Management, team supervisors and agents all work together to think proactively and creatively about customer interactions, and map customer journeys from end to end. They need to identify bottlenecks and recurring issues, and evaluate engagement at every touchpoint to identify everything that contributes to the overall customer experience.
They are also encouraged to define measures of success, and to work towards total self-management. In some contact centres, teams are involved in rostering and staffing plans, training and partial or full profit-and-loss responsibility.

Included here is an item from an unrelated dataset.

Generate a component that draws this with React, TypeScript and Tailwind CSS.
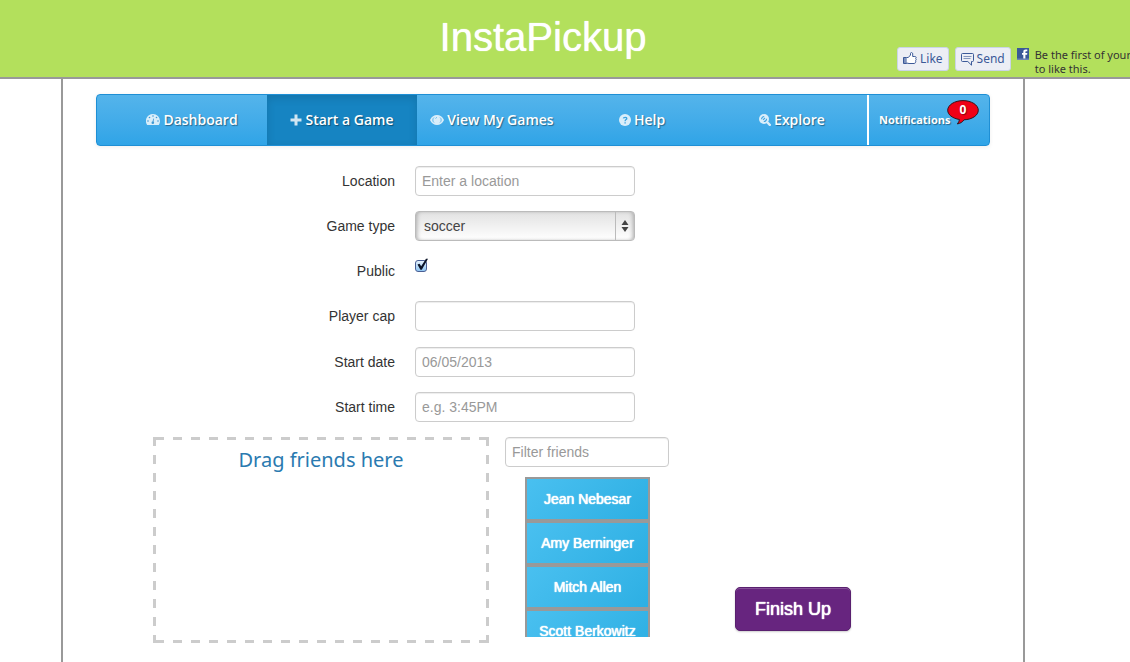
import React, { useState } from "react";

const navItem =
  "flex h-full w-[150px] items-center justify-center gap-[3px] [text-shadow:1px_1px_1px_rgba(0,0,0,0.4)]";
const field =
  "block h-[30px] rounded-[4px] border border-[#ccc] bg-white px-1.5 text-sm text-[#555] shadow-[inset_0_1px_1px_rgba(0,0,0,0.075)] outline-none placeholder:text-[#999]";
const dashes =
  "bg-[image:repeating-linear-gradient(90deg,#ccc_0_9px,transparent_9px_18px),repeating-linear-gradient(90deg,#ccc_0_9px,transparent_9px_18px),repeating-linear-gradient(180deg,#ccc_0_9px,transparent_9px_18px),repeating-linear-gradient(180deg,#ccc_0_9px,transparent_9px_18px)] [background-size:18px_3px,18px_3px,3px_18px,3px_18px] [background-position:2px_0,2px_100%,0_0,100%_0] [background-repeat:repeat-x,repeat-x,repeat-y,repeat-y]";
const fbButton =
  "flex h-6 items-center gap-[3px] rounded-[3px] border border-[#cad4e7] bg-[#eceef5] px-[5px] text-xs text-[#3b5998]";

function ThumbIcon() {
  return (
    <svg width="14" height="14" viewBox="0 0 14 14" fill="none" stroke="#3b5998" aria-hidden="true">
      <path d="M0.5 5.5h3v6h-3z" fill="#7f93bd" />
      <path d="M3.5 5.5h1.800l2.200-2.500V1.400c0-1.200 2.200-1.200 2.200.4v2.700h2.100c1.600 0 1.700 1.500.9 2 .8.6.6 1.600-.1 1.900.5.6.3 1.500-.4 1.700.4.7 0 1.400-.8 1.400H6l-2.500-.5" fill="#fff" />
    </svg>
  );
}

function SendIcon() {
  return (
    <svg width="13" height="13" viewBox="0 0 13 13" fill="none" stroke="#3b5998" aria-hidden="true">
      <path d="M1.5.5h10a1 1 0 0 1 1 1v6a1 1 0 0 1-1 1h-1v3.700L6.800 8.500H1.500a1 1 0 0 1-1-1v-6a1 1 0 0 1 1-1z" fill="#eceef5" />
      <path d="M2.500 3.500h8M2.500 5.500h7" stroke="#8496bd" />
    </svg>
  );
}

function FacebookIcon() {
  return (
    <svg className="shrink-0" width="12" height="12" viewBox="0 0 12 12" aria-hidden="true">
      <path d="M0 0h12v12H0z" fill="#3b5998" />
      <path d="M0 10.500h12V12H0z" fill="#6d84b4" />
      <path d="M6.300 10.500V6.800H5V5h1.300V3.900C6.300 2.300 7.200 1.500 8.700 1.500h1.600v1.800H9.200c-.6 0-.8.3-.8.8V5h1.900l-.2 1.800H8.400v3.700z" fill="#fff" />
    </svg>
  );
}

function DashboardIcon() {
  return (
    <svg className="opacity-80" width="14" height="12" viewBox="0 0 14 12" aria-hidden="true">
      <path d="M7 0a7 7 0 0 1 7 7c0 1.400-.4 2.600-1 3.700-.2.200-.4.300-.6.300H1.600c-.2 0-.4-.1-.6-.3A7 7 0 0 1 7 0z" fill="#fff" />
      <g fill="#3f95cf">
        <circle cx="7" cy="2" r=".8" />
        <circle cx="3.500" cy="3.500" r=".8" />
        <circle cx="10.500" cy="3.500" r=".8" />
        <circle cx="2" cy="7" r=".8" />
        <circle cx="12" cy="7" r=".8" />
        <circle cx="6.800" cy="8.700" r="1.300" />
        <path d="M6.400 8.500l.8-4 .7.200-.5 4z" />
      </g>
    </svg>
  );
}

function PlusIcon() {
  return (
    <svg className="opacity-80" width="12" height="12" viewBox="0 0 12 12" fill="#fff" aria-hidden="true">
      <path d="M4.500.5h3v4h4v3h-4v4h-3v-4h-4v-3h4z" />
    </svg>
  );
}

function EyeIcon() {
  return (
    <svg className="opacity-80" width="14" height="10" viewBox="0 0 14 10" aria-hidden="true">
      <path d="M0 5C1.500 1.700 4 0 7 0s5.500 1.700 7 5c-1.500 3.300-4 5-7 5S1.500 8.300 0 5z" fill="#fff" />
      <path d="M4 2.500a4 3.500 0 0 0 0 5M10 2.500a4 3.500 0 0 1 0 5M5.500 3.500A2 2 0 0 1 7 2.500" fill="none" stroke="#5db4e8" strokeWidth=".9" />
    </svg>
  );
}

function HelpIcon() {
  return (
    <svg className="opacity-80" width="12" height="12" viewBox="0 0 12 12" fill="none" aria-hidden="true">
      <circle cx="6" cy="6" r="6" fill="#fff" />
      <path d="M4.300 4.300C4.500 3 7.900 2.800 7.800 4.600 7.700 5.600 6.100 5.700 6.100 7.200" stroke="#3da2df" strokeWidth="1.300" />
      <path d="M5.400 8.200h1.400v1.300H5.400z" fill="#3da2df" />
    </svg>
  );
}

function ExploreIcon() {
  return (
    <svg className="opacity-80" width="12" height="12" viewBox="0 0 12 12" fill="none" aria-hidden="true">
      <circle cx="5" cy="5" r="5" fill="#fff" />
      <path d="M8.500 8.500l2.300 2.300" stroke="#fff" strokeWidth="2.400" strokeLinecap="round" />
      <path d="M2.600 5.200A2.600 2.600 0 0 1 5.200 2.500M7.500 4.800A2.600 2.600 0 0 1 4.800 7.500M4 5.800l2-1.800" stroke="#3da2df" strokeWidth="1.100" />
    </svg>
  );
}

function Row({ label, id, children }: { label: string; id: string; children: React.ReactNode }) {
  return (
    <div className="flex gap-5">
      <label htmlFor={id} className="w-[299px] pt-[5px] text-right text-sm leading-5">
        {label}
      </label>
      {children}
    </div>
  );
}

const friends = ["Jean Nebesar", "Amy Berninger", "Mitch Allen", "Scott Berkowitz"];

export default function App() {
  const [checked, setChecked] = useState(true);
  return (
    <div className="flex min-h-screen flex-col overflow-x-hidden bg-white font-['Liberation_Sans',Arial,sans-serif] text-[#333]">
      <header className="relative border-b-2 border-[#999] bg-[#b3e05c] pr-11">
        <h1 className="pt-[17px] pb-5 text-center text-[40px] leading-10 text-white [text-shadow:0_0_1px_#fff]">
          InstaPickup
        </h1>
        <div className="absolute top-[47px] right-0 flex w-[233px] items-start font-['Noto_Sans','Open_Sans',sans-serif] whitespace-nowrap">
          <button type="button" className={fbButton}>
            <ThumbIcon />
            Like
          </button>
          <button type="button" className={`${fbButton} ml-1.5`}>
            <SendIcon />
            Send
          </button>
          <div className="ml-1.5 flex gap-1.5 pt-px">
            <FacebookIcon />
            <p className="text-[11px] leading-[14px]">
              Be the first of your
              <br />
              to like this.
            </p>
          </div>
        </div>
      </header>

      <div className="flex grow pr-11">
        <main className="mx-auto w-full max-w-[964px] border-x-2 border-[#999] px-[33px] pt-[15px]">
          <nav className="flex h-[52px] items-center rounded-[4px] border border-[#1e8fd5] bg-linear-to-b from-[#54b4eb] to-[#2fa4e7] pl-5 font-['Open_Sans','Noto_Sans',sans-serif] text-sm font-semibold text-white shadow-[0_1px_4px_rgba(0,0,0,0.07)]">
            <a href="#dashboard" className={navItem}>
              <DashboardIcon />
              Dashboard
            </a>
            <a href="#start" className={`${navItem} bg-[#1684c2] shadow-[inset_0_3px_8px_rgba(0,0,0,0.125)]`}>
              <PlusIcon />
              Start a Game
            </a>
            <a href="#games" className={navItem}>
              <EyeIcon />
              View My Games
            </a>
            <a href="#help" className={navItem}>
              <HelpIcon />
              Help
            </a>
            <a href="#explore" className={navItem}>
              <ExploreIcon />
              Explore
            </a>
            <a
              href="#notifications"
              className="relative flex h-full grow items-center border-l-2 border-white pl-2.5 text-[11px] font-bold [text-shadow:1px_1px_1px_rgba(0,0,0,0.4)]"
            >
              Notifications
              <span className="absolute top-[5px] right-2.5 flex h-[25px] w-8 justify-center text-xs leading-[19px]">
                <svg className="absolute inset-0" width="32" height="25" viewBox="0 0 32 25" aria-hidden="true">
                  <path d="M16 .6C7.600.6.700 5 .700 10.200c0 4.500 4.800 8.200 11.800 9.300-.3 1.800-1 3.200-2.200 4.400 3-.4 5.300-1.900 6.700-4.100 8-.2 14.300-4.400 14.300-9.600C31.300 5 24.400.6 16 .6z" fill="#ef0016" stroke="#33151d" />
                </svg>
                <span className="relative">0</span>
              </span>
            </a>
          </nav>

          <form className="pt-5" onSubmit={(e) => e.preventDefault()}>
            <div className="flex flex-col gap-4">
              <div className="flex flex-col gap-[15px]">
                <Row label="Location" id="location">
                  <input id="location" placeholder="Enter a location" className={`${field} w-[220px]`} />
                </Row>
                <Row label="Game type" id="type">
                  <div className="relative w-[220px]">
                    <select
                      id="type"
                      className="block h-[30px] w-full appearance-none rounded-[4px] border border-[#bbb] bg-linear-to-b from-[#e2e2e2] to-white px-2 text-sm text-[#444] shadow-[inset_3px_0_4px_-2px_#aaa,inset_-3px_0_4px_-2px_#aaa] outline-none"
                    >
                      <option>soccer</option>
                    </select>
                    <span className="pointer-events-none absolute inset-y-px right-0 flex w-5 items-center border-l border-[#bbb] pl-[5px]">
                      <svg width="8" height="12" viewBox="0 0 8 12" fill="#444" aria-hidden="true">
                        <path d="M4 0L7.500 5H.500zM4 12L.500 7h7z" />
                      </svg>
                    </span>
                  </div>
                </Row>
                <Row label="Public" id="public">
                  <div className="relative h-[30px]">
                    <input
                      id="public"
                      type="checkbox"
                      checked={checked}
                      onChange={(e) => setChecked(e.target.checked)}
                      className="mt-1 block size-3 appearance-none rounded-[3px] border border-[#4a5f94] bg-linear-to-b from-[#e4f1fc] to-[#8fc5f2]"
                    />
                    {checked && (
                      <svg className="pointer-events-none absolute top-0.5 left-0" width="14" height="14" viewBox="0 0 14 14" aria-hidden="true">
                        <path d="M2.500 6.500l2-.8 1.700 2.500L11 .800h2L6.800 11.800H5.400z" fill="#0a1226" />
                      </svg>
                    )}
                  </div>
                </Row>
                <Row label="Player cap" id="cap">
                  <input id="cap" className={`${field} w-[220px]`} />
                </Row>
              </div>
              <div className="flex flex-col gap-[15px]">
                <Row label="Start date" id="date">
                  <input id="date" placeholder="06/05/2013" className={`${field} w-[220px]`} />
                </Row>
                <Row label="Start time" id="time">
                  <input id="time" placeholder="e.g. 3:45PM" className={`${field} w-[220px]`} />
                </Row>
              </div>
            </div>

            <div className="mt-[15px] flex items-start pl-[57px]">
              <section className={`h-[206px] w-[336px] pt-2 ${dashes}`}>
                <h2 className="text-center font-['Noto_Sans','Open_Sans',sans-serif] text-xl leading-[30px] text-[#2a7ab0]">
                  Drag friends here
                </h2>
              </section>
              <div className="ml-4 w-[164px]">
                <input aria-label="Filter friends" placeholder="Filter friends" className={`${field} w-full`} />
                <ul className="mx-5 mt-2.5 h-40 w-[125px] overflow-hidden">
                  {friends.map((name) => (
                    <li
                      key={name}
                      className="flex h-11 items-center justify-center border-2 border-[#999] bg-linear-135 from-[#49c0f0] to-[#2cafe3] text-sm whitespace-nowrap text-white [text-shadow:0_0_1px_#fff,0_0_1px_#fff]"
                    >
                      {name}
                    </li>
                  ))}
                </ul>
              </div>
              <button
                type="submit"
                className="mt-[150px] ml-[66px] h-11 w-[116px] rounded-[5px] border border-[#59206f] bg-[#67257f] text-lg text-white shadow-[inset_0_1px_0_rgba(255,255,255,0.2),0_1px_2px_rgba(0,0,0,0.2)] [text-shadow:0_0_1px_#fff,0_0_1px_#fff]"
              >
                Finish Up
              </button>
            </div>
          </form>
        </main>
      </div>
    </div>
  );
}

Agile principles that can be introduced to start creating a more agile, customer-centric environment, include things such as:
- Keep the team informed: Introduce daily 15-minute stand up huddles to keep everyone up to date with what they need to know, to track progress and to build teamwork, instead of sending emails.
- Keep everyone informed: Use integrated technology to provide customer care teams with instant access to all the customer and company data they need.
- Display project progress: Use a Kanban board to track progress of projects on the go, so all team members can feel involved, informed, and motivated.
- Rescue unhappy customers: Use alerts to initiate follow-up calls from team leaders to customers who indicate severe dissatisfaction with an agent and/or the organisation on a post-contact Customer Satisfaction survey.
- Display customer metrics: Use wallboards to display live customer centric metrics to keep teams motivated.
As McKinsey reported: “…by empowering agents through an agile approach, organizations can infuse customer ownership and creative problem solving in customer care. Early adopters have already achieved impressive results in their contact centers, increasing first-call resolution and efficiency while lowering operational costs.”